Related post: What Apartment Can You Build with Ksh 40 Million in Kitengela?

Frequently Asked Questions (FAQ)

  1. How much does it cost to build a 2-bedroom house in Kenya in 2025?

A 2-bedroom house (70–90 m²) in 2025 typically costs KES 2.5M–4M to build, depending on finish level, location, and site works. Urban builds and premium finishes push costs to the higher end, while basic finishes and accessible plots sit at the lower end.

  1. What are the current per square metre costs for house construction in Kenya?

Per-m² costs in 2025 roughly fall into three bands: Basic: KES 25,000–35,000; Standard: KES 35,000–55,000; Luxury: KES 60,000+. Use these bands to estimate totals, but confirm with local supplier prices and contractor quotes.

  1. Which permits are required before building a house in Kenya?

You generally need a county building permit, approved building plans (signed by a registered architect/engineer), and, where applicable, NEMA clearance. Many transactions and registrations are handled via eCitizen; start early because approvals can take several weeks.

  1. How can I reduce construction costs without lowering quality?

Use value engineering: swap imported finishes for quality local alternatives, buy materials in bulk, and choose efficient designs that reduce waste. Also, get multiple supplier quotes, insist on itemised contractor bids, and phase non-essential finishes.

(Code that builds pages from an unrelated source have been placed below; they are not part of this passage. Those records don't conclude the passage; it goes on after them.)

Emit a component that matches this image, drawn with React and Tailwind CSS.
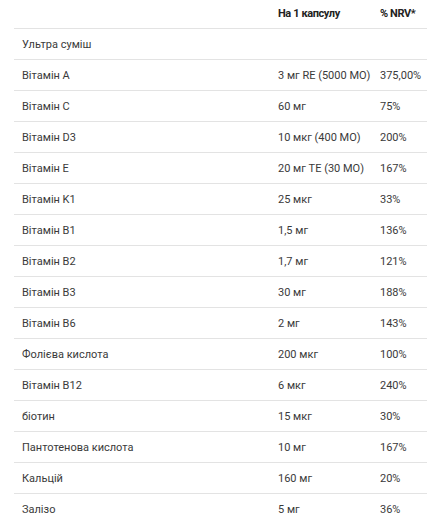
import React from "react";

const rows = [
  ["Ультра суміш", "", ""],
  ["Вітамін A", "3 мг RE (5000 МО)", "375,00%"],
  ["Вітамін C", "60 мг", "75%"],
  ["Вітамін D3", "10 мкг (400 МО)", "200%"],
  ["Вітамін E", "20 мг TE (30 МО)", "167%"],
  ["Вітамін K1", "25 мкг", "33%"],
  ["Вітамін B1", "1,5 мг", "136%"],
  ["Вітамін B2", "1,7 мг", "121%"],
  ["Вітамін B3", "30 мг", "188%"],
  ["Вітамін B6", "2 мг", "143%"],
  ["Фолієва кислота", "200 мкг", "100%"],
  ["Вітамін B12", "6 мкг", "240%"],
  ["біотин", "15 мкг", "30%"],
  ["Пантотенова кислота", "10 мг", "167%"],
  ["Кальцій", "160 мг", "20%"],
  ["Залізо", "5 мг", "36%"],
];

export default function App() {
  return (
    <div
      className="bg-white h-[514px] overflow-hidden pl-[14px] text-[11px] text-[#3a3a3a]"
      style={{ fontFamily: "Roboto, 'Liberation Sans', sans-serif" }}
    >
      <div className="w-[413px]">
        {/* Header */}
        <div className="grid grid-cols-[256px_102px_55px] h-[29px] items-center border-b border-[#e3e3e3] font-bold text-[#222] tracking-[-0.4px]">
          <div />
          <div className="pl-2">На 1 капсулу</div>
          <div className="pl-2">% NRV*</div>
        </div>

        {rows.map(([name, amount, nrv]) => (
          <div
            key={name}
            className="grid grid-cols-[256px_102px_55px] h-[31px] items-center pt-[2px] border-b border-[#e3e3e3]"
          >
            <div className="pl-2">{name}</div>
            <div className="pl-2 whitespace-nowrap">{amount}</div>
            <div className="pl-2">{nrv}</div>
          </div>
        ))}
      </div>
    </div>
  );
}
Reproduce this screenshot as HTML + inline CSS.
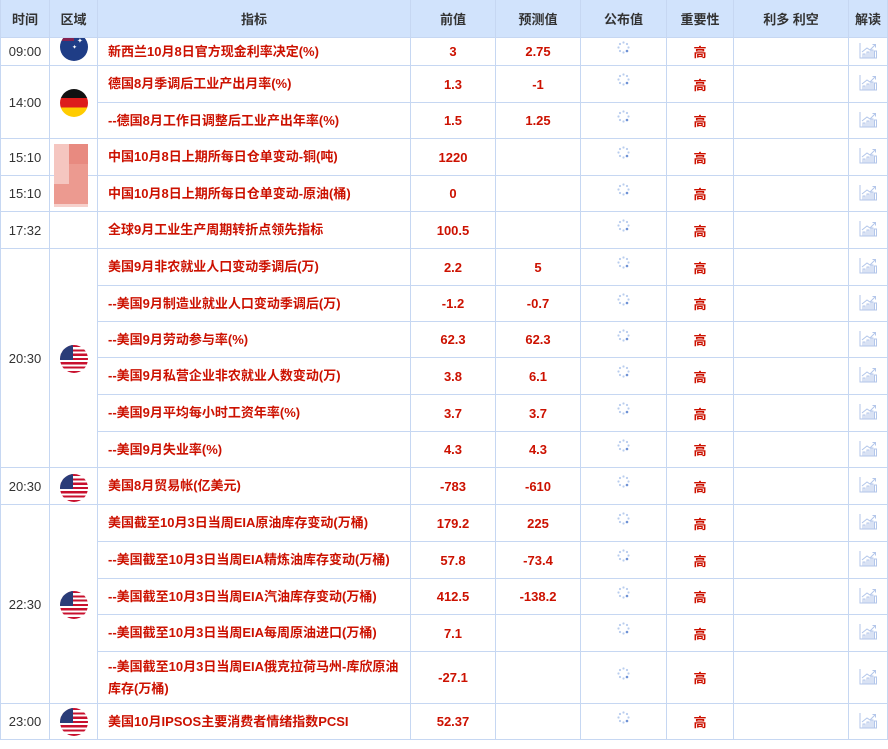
<!DOCTYPE html>
<html><head><meta charset="utf-8"><style>
html,body{margin:0;padding:0;background:#fff;}
body{width:888px;height:749px;overflow:hidden;position:relative;font-family:"Liberation Sans","Noto Sans CJK SC",sans-serif;}
table{position:absolute;left:0;top:0;border-collapse:collapse;table-layout:fixed;width:887px;}
td,th{border:1px solid #c6d7f2;padding:0;font-size:13px;text-align:center;}
th{background:#d1e3fc;color:#333;font-weight:bold;height:37px;border-top:none;}
td{color:#333;}
td.t{color:#333;}
td.n{text-align:left;padding-left:10px;color:#cc1100;font-weight:bold;line-height:22px;}
td.v{color:#cc1100;font-weight:bold;}
td.h{color:#cc1100;font-weight:bold;}
.sp{display:inline-block;width:13px;height:13px;position:relative;top:-3px;}
.ch{display:inline-block;width:19px;height:17px;}
#fl{position:absolute;left:0;top:38px;width:888px;height:711px;overflow:hidden;}
.f{position:absolute;width:28px;height:28px;border-radius:50%;overflow:hidden;}
.us{background:repeating-linear-gradient(#c8102e 0 2.15px,#fff 2.15px 4.3px);}
.us:before{content:"";position:absolute;left:0;top:0;width:13px;height:15px;background:#2a3c78;}
</style></head><body>
<table>
<colgroup><col style="width:49px"><col style="width:48px"><col style="width:313px"><col style="width:85px"><col style="width:85px"><col style="width:86px"><col style="width:67px"><col style="width:115px"><col style="width:39px"></colgroup>
<tr><th>时间</th><th>区域</th><th>指标</th><th>前值</th><th>预测值</th><th>公布值</th><th>重要性</th><th>利多 利空</th><th>解读</th></tr>
<tr style="height:28px"><td>09:00</td><td></td><td class="n">新西兰10月8日官方现金利率决定(%)</td><td class="v">3</td><td class="v">2.75</td><td>S</td><td class="h">高</td><td></td><td>C</td></tr>
<tr style="height:37px"><td rowspan="2">14:00</td><td rowspan="2"></td><td class="n">德国8月季调后工业产出月率(%)</td><td class="v">1.3</td><td class="v">-1</td><td>S</td><td class="h">高</td><td></td><td>C</td></tr>
<tr style="height:36px"><td class="n">--德国8月工作日调整后工业产出年率(%)</td><td class="v">1.5</td><td class="v">1.25</td><td>S</td><td class="h">高</td><td></td><td>C</td></tr>
<tr style="height:37px"><td>15:10</td><td></td><td class="n">中国10月8日上期所每日仓单变动-铜(吨)</td><td class="v">1220</td><td></td><td>S</td><td class="h">高</td><td></td><td>C</td></tr>
<tr style="height:36px"><td>15:10</td><td></td><td class="n">中国10月8日上期所每日仓单变动-原油(桶)</td><td class="v">0</td><td></td><td>S</td><td class="h">高</td><td></td><td>C</td></tr>
<tr style="height:37px"><td>17:32</td><td></td><td class="n">全球9月工业生产周期转折点领先指标</td><td class="v">100.5</td><td></td><td>S</td><td class="h">高</td><td></td><td>C</td></tr>
<tr style="height:37px"><td rowspan="6">20:30</td><td rowspan="6"></td><td class="n">美国9月非农就业人口变动季调后(万)</td><td class="v">2.2</td><td class="v">5</td><td>S</td><td class="h">高</td><td></td><td>C</td></tr>
<tr style="height:36px"><td class="n">--美国9月制造业就业人口变动季调后(万)</td><td class="v">-1.2</td><td class="v">-0.7</td><td>S</td><td class="h">高</td><td></td><td>C</td></tr>
<tr style="height:36px"><td class="n">--美国9月劳动参与率(%)</td><td class="v">62.3</td><td class="v">62.3</td><td>S</td><td class="h">高</td><td></td><td>C</td></tr>
<tr style="height:37px"><td class="n">--美国9月私营企业非农就业人数变动(万)</td><td class="v">3.8</td><td class="v">6.1</td><td>S</td><td class="h">高</td><td></td><td>C</td></tr>
<tr style="height:37px"><td class="n">--美国9月平均每小时工资年率(%)</td><td class="v">3.7</td><td class="v">3.7</td><td>S</td><td class="h">高</td><td></td><td>C</td></tr>
<tr style="height:36px"><td class="n">--美国9月失业率(%)</td><td class="v">4.3</td><td class="v">4.3</td><td>S</td><td class="h">高</td><td></td><td>C</td></tr>
<tr style="height:37px"><td>20:30</td><td></td><td class="n">美国8月贸易帐(亿美元)</td><td class="v">-783</td><td class="v">-610</td><td>S</td><td class="h">高</td><td></td><td>C</td></tr>
<tr style="height:37px"><td rowspan="5">22:30</td><td rowspan="5"></td><td class="n">美国截至10月3日当周EIA原油库存变动(万桶)</td><td class="v">179.2</td><td class="v">225</td><td>S</td><td class="h">高</td><td></td><td>C</td></tr>
<tr style="height:37px"><td class="n">--美国截至10月3日当周EIA精炼油库存变动(万桶)</td><td class="v">57.8</td><td class="v">-73.4</td><td>S</td><td class="h">高</td><td></td><td>C</td></tr>
<tr style="height:36px"><td class="n">--美国截至10月3日当周EIA汽油库存变动(万桶)</td><td class="v">412.5</td><td class="v">-138.2</td><td>S</td><td class="h">高</td><td></td><td>C</td></tr>
<tr style="height:37px"><td class="n">--美国截至10月3日当周EIA每周原油进口(万桶)</td><td class="v">7.1</td><td></td><td>S</td><td class="h">高</td><td></td><td>C</td></tr>
<tr style="height:52px"><td class="n">--美国截至10月3日当周EIA俄克拉荷马州-库欣原油库存(万桶)</td><td class="v">-27.1</td><td></td><td>S</td><td class="h">高</td><td></td><td>C</td></tr>
<tr style="height:36px"><td>23:00</td><td></td><td class="n">美国10月IPSOS主要消费者情绪指数PCSI</td><td class="v">52.37</td><td></td><td>S</td><td class="h">高</td><td></td><td>C</td></tr>
</table>
<div id="fl">
<div class="f" style="left:60px;top:-5px;background:#1f3d86"><div style="position:absolute;left:2px;top:0;width:12px;height:8px;background:#c8102e;opacity:.6"></div><span style="position:absolute;left:17px;top:4px;color:#fff;font-size:7px">✦</span><span style="position:absolute;left:12px;top:11px;color:#fff;font-size:6px">✦</span></div>
<div class="f" style="left:60px;top:51px;background:linear-gradient(#111 0 33%,#dd1c1c 33% 66%,#ffcc00 66%)"></div>
<div style="position:absolute;left:54px;top:106px;width:34px;height:62px;background:#ec9a90"><div style="position:absolute;left:0;top:0;width:15px;height:40px;background:#f5c6c0"></div><div style="position:absolute;left:15px;top:0;width:19px;height:20px;background:#e88a80"></div><div style="position:absolute;left:0;top:60px;width:34px;height:3px;background:#f6d0cb"></div></div>
<div class="f us" style="left:60px;top:307px"></div>
<div class="f us" style="left:60px;top:436px"></div>
<div class="f us" style="left:60px;top:553px"></div>
<div class="f us" style="left:60px;top:670px"></div>
</div>
<script>
var sp='<svg class="sp" viewBox="0 0 13 13"><g fill="#b9cdee"><circle cx="6.5" cy="1.5" r="1.1"/><circle cx="10" cy="3" r="1.1"/><circle cx="11.5" cy="6.5" r="1.1"/><circle cx="10" cy="10" r="1.3" fill="#6f92d6"/><circle cx="6.5" cy="11.5" r="1.1"/><circle cx="3" cy="10" r="1.1"/><circle cx="1.5" cy="6.5" r="1.1"/><circle cx="3" cy="3" r="1.1"/></g></svg>';
var ch='<svg class="ch" viewBox="0 0 19 17" fill="none" stroke="#b3c6ea" stroke-width="1"><path d="M1 1V16H18"/><path d="M3 10L8 6L11 8L16 3"/><path d="M13.5 2.5H16.5V5.5"/><rect x="4" y="12" width="2" height="4"/><rect x="8" y="10" width="2" height="6"/><rect x="12" y="8" width="2" height="8"/><rect x="15.5" y="9" width="2" height="7"/></svg>';
document.querySelectorAll('td').forEach(function(t){if(t.textContent==='S')t.innerHTML=sp;else if(t.textContent==='C')t.innerHTML=ch;});
</script>
</body></html>
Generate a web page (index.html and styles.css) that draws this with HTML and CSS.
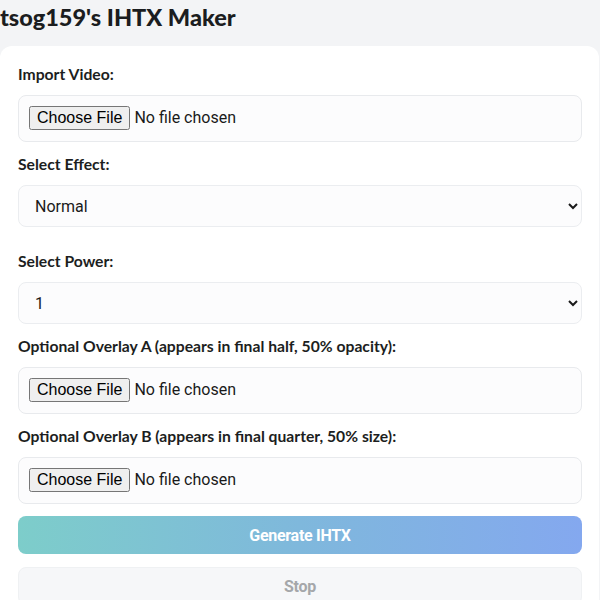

  1. What financing options are available for house construction in Kenya?

Options include bank construction loans (title deed often required as security), SACCO loans, in-house builder financing, chama pooling, and employer-linked loans. Each has different terms and disbursement methods — compare interest rates and milestone disbursement rules.

  1. How do I verify a contractor’s licence and credibility?

Ask for the contractor’s NCA registration, business registration, and tax PIN, then cross-check with the NCA website and request references for recent projects. Visit past sites if possible, and insist on a written contract with clear milestones and retention clauses.

  1. Why is contingency important in construction budgeting?

Contingency (usually 10%–15%, or up to 20% for complex sites) covers unexpected costs like material price spikes, extra site works, or design changes. Without it, you risk halting the project mid-build or needing expensive top-up financing.

  1. Can I build a house in phases if my budget is limited?

Yes — phased construction (foundation + shell, then roofing and basic finishes, then final finishes/external works) spreads cost and can let you occupy earlier. Plan phases carefully and use durable structural work upfront to avoid costly rework later.